The images for Tokyo Compression were photographed at Shimo-Kitazawa station in Tokyo over a four-year period. Over time, Wolf engaged with the evocative potential of abstraction, cropping and reframing his images to focus more closely on his subjects. With skin pressed against the windows, the faces of the commuters are often partially obscured, blurred from view by condensation on the glass, or shielded intentionally from others by surgical masks. On occasion, Wolf’s subjects met his gaze, as in the example of Tokyo Compression #18 where one closed eye creates the mirror-image of the artist, training his vision through the viewfinder. On March 25, 2013, the Odakyu subway line was relocated, thus bringing this series to a conclusion.
Tokyo Compression was shortlisted for the seventh cycle of the Prix Pictet Prize, Space in 2017.
Architecture of Density
The photographic series Architecture of Density is one of Michael Wolf’s most renowned bodies of work, demonstrating his sustained exploration of life in mega-cities. Presented as large scale, abstracted vistas of Hong Kong’s high-rise apartment buildings, Wolf’s images show the effects of rapid development and complex social dynamics in one of the world’s most densely populated cities. Photographed from a frontal perspective, Wolf represented the Hong Kong high-rise architecture as an endless façade, without any trace of the ground or sky.
Wolf was profoundly concerned with the lives of the inhabitants of the modern metropolis, looking for evidence of daily life within its faceless architecture and exploring the intersection of public and private space. Amongst the dizzying grids of apartment windows, brightly coloured cladding, and builder’s scaffolding, Wolf showed clothes hanging on lines, and plants or household items stored on their exteriors, visibly countering the rigid uniformity of the contemporary urban environment.
Architecture of Density was shortlisted for the third cycle of the Prix Pictet Prize, Growth in 2011.
For over twenty years Michael Wolf captured the hyper-density of the city of Hong Kong through his large-scale photographs of its high-rise architecture. In his series Informal Arrangements, Wolf presented an intimate perspective from within its hidden network of back alleys, in a series of photographic typologies and vernacular sculptures.
Following his arrival in the city in 1994, Wolf became absorbed in an alternative urban culture, condensed and preserved within Hong Kong’s laneways. Situated between public and private space, the alleys are utilized by the population in a myriad of ways; forming shortcuts between the main thoroughfares, they also provide quiet resting places, or are claimed as much-needed storage spaces by local workers and residents.
Within the cramped confines of the Hong Kong alleys, all available space and material is exploited, as discarded items take on new improvised functions. Walls are lined with clusters of gloves hung to dry from wire clothes hangers; pipes are festooned with vividly coloured plastic bags and coils of ribbon and string.
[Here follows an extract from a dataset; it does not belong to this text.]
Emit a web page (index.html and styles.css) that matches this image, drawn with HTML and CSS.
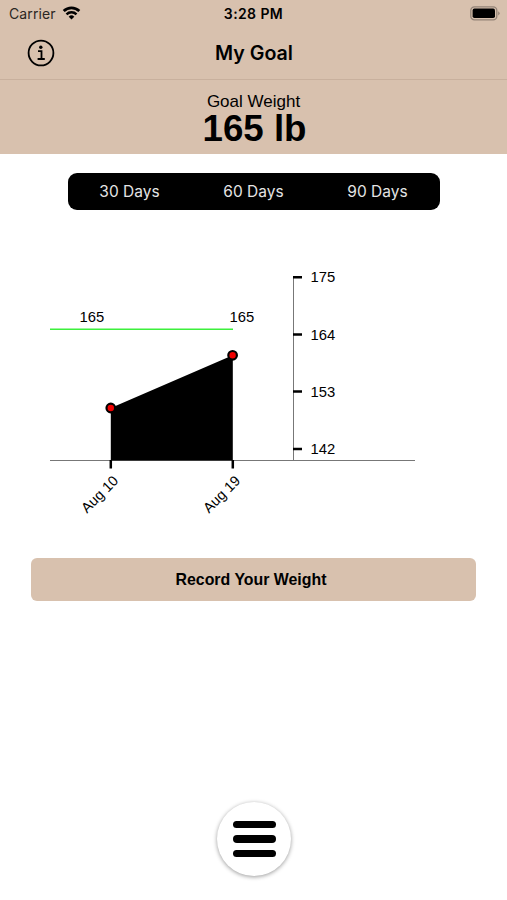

In Wolf’s photographs, these arrangements were captured as a form of urban still life.
Wolf returned to particular sites as many as twenty times to capture shifting arrangements, assuming the practice of an urban anthropologist. Distilled from an archive of thousands of photographs, which form a larger ongoing encyclopedic project, Wolf has organised groups of images into typologies, according to formal principles such as colour, rhythm, structure or shape.
Bottrop-Ebel 76 is a series of photographs taken by Wolf in a small coal mining village in the Ruhr District, Germany in 1976, while he was still a student at the Folkswangschule für Gestaltung. Wolf sought to capture the collective identity of the community, documenting their way of life in a changing industrial region, where the future was looking uncertain and unemployment was on the rise. He returned often to the district during a year of intensive research, even living there for a time, in order to get closer to his subject matter. In Bottrop-Ebel, Wolf photographed the public lives of the villagers, working in local mines and factories, and socialising at parties and celebrations; and also gained access to private domestic scenes, The project marked the beginning of Wolf’s interest in socially engaged documentary photography, which has centred throughout his work on the lives of people drawn together in urban cities.
A total of 238 black and white and 12 colour prints from the series are held in the photography archive of the Ruhr Museum in Essen. A selection of works was shown as part of the retrospective exhibition Life in Cities produced by the Hague Museum of Photography, which first premiered at Les Rencontres d’Arles 2017; and at the Josef Albers Museum, Bottrop, Germany in 2019.
Cheung Chau Sunrises
Cheung Chau Sunrises is the final chapter of Michael Wolf’s work on life in cities. Marking the end of his intensive focus on the confined metropolis - in which the sky was never visible - Wolf's discovery of the horizon in this contemplative series can be understood as a gesture of liberation from the modern city, representing the prospect of peace and renewal. Every morning over two years, Wolf photographed the rising sun from his home above Hong Kong’s Cheung Chau shore, capturing the transient daily spectacle in a state of boundless transformation.
In Paris, Michael Wolf sought out his own artistic perspective on the city’s much-photographed architecture, taking to the city’s rooftops to capture the fascinating geometry of this hidden aspect of its historic Haussmannian architecture. In Wolf’s images, the Parisian urban landscape becomes a dense grid of overlapping planes formed by interconnected roofs and their network of chimney stacks, pipes, windows and skylights. Generating a dense visual rhythm with flashes of intense colour, Wolf’s Paris Rooftops present an abstracted metaphor for life on the city streets below.